[Start of MATERIAL TO PROCESS]
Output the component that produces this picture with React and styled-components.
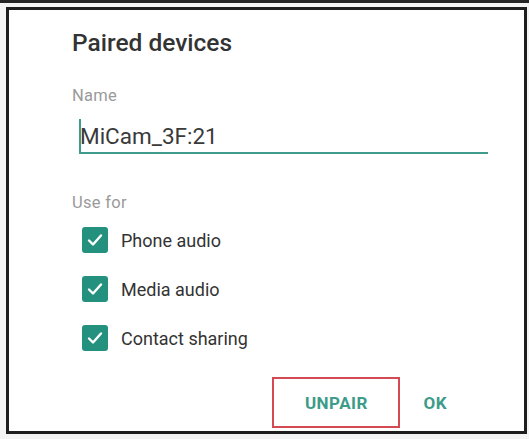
import React from "react";
import styled, { createGlobalStyle } from "styled-components";

const GlobalStyle = createGlobalStyle`
  html, body {
    margin: 0;
    padding: 0;
    background: #f4f4f4;
    font-family: Roboto, "Liberation Sans", sans-serif;
  }
`;

const Page = styled.div`
  width: 529px;
  height: 439px;
  display: flex;
  flex-direction: column;
  overflow: hidden;
`;

const TopStrip = styled.div`
  height: 3px;
  background: #262626;
  flex-shrink: 0;
`;

const Frame = styled.div`
  margin: 4px 2px 0 6px;
  height: 427px;
  box-sizing: border-box;
  border: 3px solid #1e1e1e;
  background: #fff;
  display: flex;
  flex-direction: column;
  padding: 19px 36px 0 63px;
`;

const Title = styled.h1`
  margin: 0;
  font-size: 24.5px;
  font-weight: 500;
  color: #333;
  line-height: 28px;
`;

const Label = styled.div`
  font-size: 16.5px;
  letter-spacing: 0.3px;
  color: #9a9a9a;
  line-height: 18px;
  margin-top: ${({ $top }) => $top}px;
`;

const Field = styled.div`
  margin: 14px 0 0 7px;
  height: 33px;
  border-bottom: 2px solid #3f9b8c;
  display: flex;
  align-items: center;
  position: relative;
`;

const FieldText = styled.span`
  font-size: 22.5px;
  color: #3a3a3a;
  padding-left: 1px;
`;

const Caret = styled.span`
  position: absolute;
  left: 0;
  top: 0;
  bottom: 0;
  width: 2px;
  background: #3f9b8c;
`;

const Options = styled.div`
  margin-top: 15px;
  margin-left: 10px;
  display: flex;
  flex-direction: column;
  gap: 23px;
`;

const Option = styled.label`
  display: flex;
  align-items: center;
  gap: 13px;
  font-size: 18px;
  color: #333;
`;

const Box = styled.span`
  width: 26px;
  height: 26px;
  flex-shrink: 0;
  border-radius: 3px;
  background: #24917e;
  display: flex;
  align-items: center;
  justify-content: center;
`;

const Actions = styled.div`
  margin-top: auto;
  margin-bottom: 3px;
  padding-right: 39px;
  display: flex;
  justify-content: flex-end;
  align-items: center;
  gap: 21px;
`;

const ActionButton = styled.button`
  background: none;
  font-family: inherit;
  font-size: 17px;
  font-weight: 700;
  color: #3d9b89;
  letter-spacing: 0.5px;
  height: 51px;
  padding: 0 ${({ $pad }) => $pad}px;
  box-sizing: border-box;
  border: 2px solid ${({ $outlined }) => ($outlined ? "#d34a52" : "transparent")};
  cursor: pointer;
`;

const Check = () => (
  <svg width="18" height="18" viewBox="0 0 18 18">
    <path d="M3 9.5l4 4 8-9" fill="none" stroke="#fff" strokeWidth="2.4" strokeLinecap="round" strokeLinejoin="round" />
  </svg>
);

const options = ["Phone audio", "Media audio", "Contact sharing"];

export default function App() {
  return (
    <Page>
      <GlobalStyle />
      <TopStrip />
      <Frame>
        <Title>Paired devices</Title>
        <Label $top={30}>Name</Label>
        <Field>
          <Caret />
          <FieldText>MiCam_3F:21</FieldText>
        </Field>
        <Label $top={40}>Use for</Label>
        <Options>
          {options.map((o) => (
            <Option key={o}>
              <Box>
                <Check />
              </Box>
              {o}
            </Option>
          ))}
        </Options>
        <Actions>
          <ActionButton $outlined $pad={30.5}>UNPAIR</ActionButton>
          <ActionButton $pad={0}>OK</ActionButton>
        </Actions>
      </Frame>
    </Page>
  );
}
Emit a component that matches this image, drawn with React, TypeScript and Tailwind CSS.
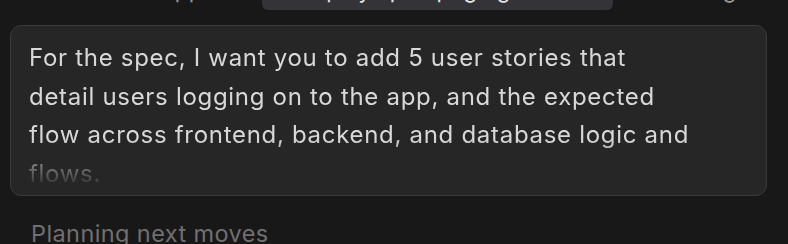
export default function App() {
  return (
    <div
      className="h-[244px] w-[788px] overflow-hidden bg-[#181818]"
      style={{ fontFamily: 'Inter, "Noto Sans", sans-serif' }}
    >
      {/* Cut-off row above */}
      <div className="-mt-[24px] flex h-[34px] items-start text-[22px] leading-[28px] tracking-[0.02em]">
        <span className="ml-[112px] w-[150px] text-[#9a9a9a]">Add app</span>
        <div className="h-[34px] w-[351px] rounded-b-[6px] bg-[#333338] pl-[30px] text-[#e6e6e6]">
          Display spec paging
        </div>
        <span className="ml-[48px] text-[#9a9a9a]">Settings</span>
      </div>

      {/* Prompt card */}
      <div className="ml-[10px] mt-[15px] h-[171px] w-[757px] overflow-hidden rounded-[11px] border border-[#3a3a3a] bg-[#262626] px-[18px] pt-[13px]">
        <p
          className="text-[24px] leading-[38.5px] tracking-[0.7px] text-[#d8d8d8]"
          style={{
            WebkitMaskImage: 'linear-gradient(to bottom, black 0, black 100px, transparent 150px)',
            maskImage: 'linear-gradient(to bottom, black 0, black 100px, transparent 150px)',
          }}
        >
          For the spec, I want you to add 5 user stories that
          <br />
          detail users logging on to the app, and the expected
          <br />
          flow across frontend, backend, and database logic and
          <br />
          flows.
        </p>
      </div>

      <div className="ml-[31px] mt-[24px] text-[23.5px] leading-[28px] tracking-[0.4px] text-[#707070]">
        Planning next moves
      </div>
    </div>
  );
}
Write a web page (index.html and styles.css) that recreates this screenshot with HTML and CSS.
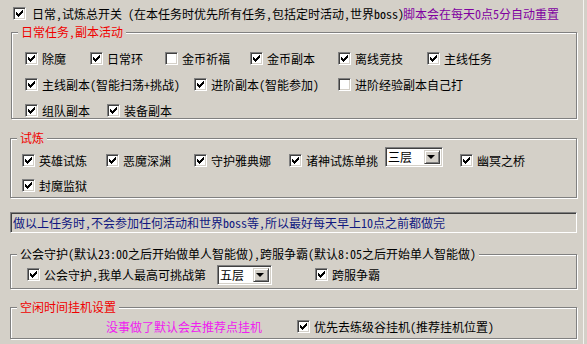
FILE: index.html
```html
<!DOCTYPE html>
<html lang="zh-CN">
<head>
    <meta charset="UTF-8">
    <title>设置</title>
    <link rel="stylesheet" href="styles.css">
</head>
<body>
    <svg class="defs" width="0" height="0">
        <symbol id="chk" viewBox="1 1 11 11">
            <path d="M9 3h1v1h-1z M8 4h2v1h-2z M3 5h1v1h-1z M7 5h3v1h-3z M3 6h2v1h-2z M6 6h3v1h-3z M3 7h5v1h-5z M4 8h3v1h-3z M5 9h1v1h-1z"/>
        </symbol>
    </svg>
    <div class="frame">
        <div class="dialog">
            <div class="row top-row">
                <label class="opt opt-main"><span class="cb on"><svg><use href="#chk"/></svg></span>日常,试炼总开关 (在本任务时优先所有任务,包括定时活动,世界boss)</label>
                <span class="purple">脚本会在每天0点5分自动重置</span>
            </div>

            <!-- 日常任务 -->
            <div class="group g-daily">
                <span class="group-title red">日常任务,副本活动</span>
                <div class="row">
                    <label class="opt w65"><span class="cb on"><svg><use href="#chk"/></svg></span>除魔</label>
                    <label class="opt w75"><span class="cb on"><svg><use href="#chk"/></svg></span>日常环</label>
                    <label class="opt w85"><span class="cb"></span>金币祈福</label>
                    <label class="opt w88"><span class="cb on"><svg><use href="#chk"/></svg></span>金币副本</label>
                    <label class="opt w89"><span class="cb on"><svg><use href="#chk"/></svg></span>离线竞技</label>
                    <label class="opt"><span class="cb on"><svg><use href="#chk"/></svg></span>主线任务</label>
                </div>
                <div class="row gap13">
                    <label class="opt w169"><span class="cb on"><svg><use href="#chk"/></svg></span>主线副本(智能扫荡+挑战)</label>
                    <label class="opt w144"><span class="cb on"><svg><use href="#chk"/></svg></span>进阶副本(智能参加)</label>
                    <label class="opt"><span class="cb"></span>进阶经验副本自己打</label>
                </div>
                <div class="row gap13">
                    <label class="opt w82"><span class="cb on"><svg><use href="#chk"/></svg></span>组队副本</label>
                    <label class="opt"><span class="cb on"><svg><use href="#chk"/></svg></span>装备副本</label>
                </div>
            </div>

            <!-- 试炼 -->
            <div class="group g-trial">
                <span class="group-title red">试炼</span>
                <div class="row">
                    <label class="opt w84"><span class="cb on"><svg><use href="#chk"/></svg></span>英雄试炼</label>
                    <label class="opt w88"><span class="cb on"><svg><use href="#chk"/></svg></span>恶魔深渊</label>
                    <label class="opt w95"><span class="cb on"><svg><use href="#chk"/></svg></span>守护雅典娜</label>
                    <label class="opt w96"><span class="cb on"><svg><use href="#chk"/></svg></span>诸神试炼单挑</label>
                    <div class="combo combo-up w58"><span class="combo-text">三层</span><span class="combo-btn"></span></div>
                    <label class="opt ml17"><span class="cb on"><svg><use href="#chk"/></svg></span>幽冥之桥</label>
                </div>
                <div class="row gap12">
                    <label class="opt"><span class="cb on"><svg><use href="#chk"/></svg></span>封魔监狱</label>
                </div>
            </div>

            <div class="notice">做以上任务时,不会参加任何活动和世界boss等,所以最好每天早上10点之前都做完</div>

            <!-- 公会守护 / 跨服争霸 -->
            <div class="group g-guild">
                <span class="group-title">公会守护(默认23:00之后开始做单人智能做),跨服争霸(默认8:05之后开始单人智能做)</span>
                <div class="row">
                    <label class="opt w190"><span class="cb on"><svg><use href="#chk"/></svg></span>公会守护,我单人最高可挑战第</label>
                    <div class="combo w55"><span class="combo-text">五层</span><span class="combo-btn"></span></div>
                    <label class="opt ml43"><span class="cb on"><svg><use href="#chk"/></svg></span>跨服争霸</label>
                </div>
            </div>

            <!-- 挂机 -->
            <div class="group g-idle">
                <span class="group-title red">空闲时间挂机设置</span>
                <div class="row">
                    <span class="magenta w191">没事做了默认会去推荐点挂机</span>
                    <label class="opt"><span class="cb on"><svg><use href="#chk"/></svg></span>优先去练级谷挂机(推荐挂机位置)</label>
                </div>
            </div>
        </div>
    </div>
</body>
</html>
```

FILE: styles.css
```css
body {
    margin: 0;
    background: #d4d0c8;
    font-family: "Noto Sans Mono CJK SC", "Noto Sans CJK SC", "Noto Sans", sans-serif;
    font-size: 12px;
    color: #000;
}
.defs {
    position: absolute;
}
.frame {
    width: 584px;
    height: 344px;
    box-sizing: border-box;
    border-right: 1px solid #f4f3f0;
}
.dialog {
    width: 567px;
    padding: 7px 0 0 10px;
}

/* filas y casillas */
.row {
    display: flex;
    align-items: center;
    height: 13px;
}
.gap12 { margin-top: 12px; }
.gap13 { margin-top: 13px; }
.opt {
    display: flex;
    align-items: center;
    flex: none;
    line-height: 13px;
    white-space: nowrap;
}
.cb {
    width: 13px;
    height: 13px;
    box-sizing: border-box;
    flex: none;
    margin-right: 4px;
    background: #fff;
    border: 1px solid;
    border-color: #808080 #fff #fff #808080;
    box-shadow: inset 1px 1px 0 #404040, inset -1px -1px 0 #d4d0c8;
}
.cb svg {
    display: block;
    width: 11px;
    height: 11px;
    shape-rendering: crispEdges;
}
.top-row {
    margin-left: 3px;
}
.top-row .cb {
    margin-right: 6px;
}
.opt-main { width: 390px; }

.w55 { width: 55px; }
.w58 { width: 58px; }
.w65 { width: 65px; }
.w75 { width: 75px; }
.w82 { width: 82px; }
.w84 { width: 84px; }
.w85 { width: 85px; }
.w88 { width: 88px; }
.w89 { width: 89px; }
.w95 { width: 95px; }
.w96 { width: 96px; }
.w144 { width: 144px; }
.w169 { width: 169px; }
.w190 { width: 190px; }
.w191 { width: 191px; }
.ml17 { margin-left: 17px; }
.ml43 { margin-left: 43px; }

.red { color: #f00000; }
.purple { color: #8000a0; }
.magenta { color: #f020f0; flex: none; }

/* group boxes */
.group {
    position: relative;
    box-sizing: border-box;
    width: 567px;
    border: 1px solid #808080;
    box-shadow: inset 1px 1px 0 #fff, 1px 1px 0 #fff;
}
.group-title {
    position: absolute;
    top: -8px;
    left: 6px;
    padding: 0 3px;
    line-height: 14px;
    background: #d4d0c8;
    white-space: nowrap;
}
.g-daily {
    margin: 12px 0 0 1px;
    width: 566px;
    height: 87px;
    padding: 19px 0 0 13px;
}
.g-trial {
    margin-top: 19px;
    height: 60px;
    padding: 15px 0 0 11px;
}
.g-guild {
    margin-top: 21px;
    height: 35px;
    padding: 13px 0 0 16px;
}
.g-idle {
    margin-top: 18px;
    height: 32px;
    padding: 12px 0 0 95px;
}

/* sunken text line */
.notice {
    margin-top: 14px;
    box-sizing: border-box;
    width: 567px;
    height: 21px;
    padding: 0 0 0 2px;
    line-height: 19px;
    color: #101880;
    border: 1px solid;
    border-color: #808080 #fff #fff #808080;
    box-shadow: inset 1px 1px 0 #404040, inset -1px -1px 0 #d4d0c8;
    white-space: nowrap;
}

/* combo */
.combo {
    display: flex;
    flex: none;
    box-sizing: border-box;
    height: 20px;
    padding: 2px;
    background: #fff;
    border: 1px solid;
    border-color: #808080 #fff #fff #808080;
    box-shadow: inset 1px 1px 0 #404040, inset -1px -1px 0 #d4d0c8;
}
.combo-up {
    margin-bottom: 7px;
}
.combo-text {
    flex: 1;
    line-height: 14px;
}
.combo-btn {
    position: relative;
    width: 16px;
    height: 14px;
    box-sizing: border-box;
    background: #d4d0c8;
    border: 1px solid;
    border-color: #d4d0c8 #404040 #404040 #d4d0c8;
    box-shadow: inset 1px 1px 0 #fff, inset -1px -1px 0 #808080;
}
.combo-btn::after {
    content: "";
    position: absolute;
    left: 2px;
    top: 4px;
    border-top: 4px solid #000;
    border-left: 4px solid transparent;
    border-right: 4px solid transparent;
    width: 0;
    height: 0;
}
```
[End of MATERIAL TO PROCESS]
*TASK GOAL:*
Return the lines of the records that include the string "components".

*ANSWER TO THIS TASK:*
Output the component that produces this picture with React and styled-components.
import styled, { createGlobalStyle } from "styled-components";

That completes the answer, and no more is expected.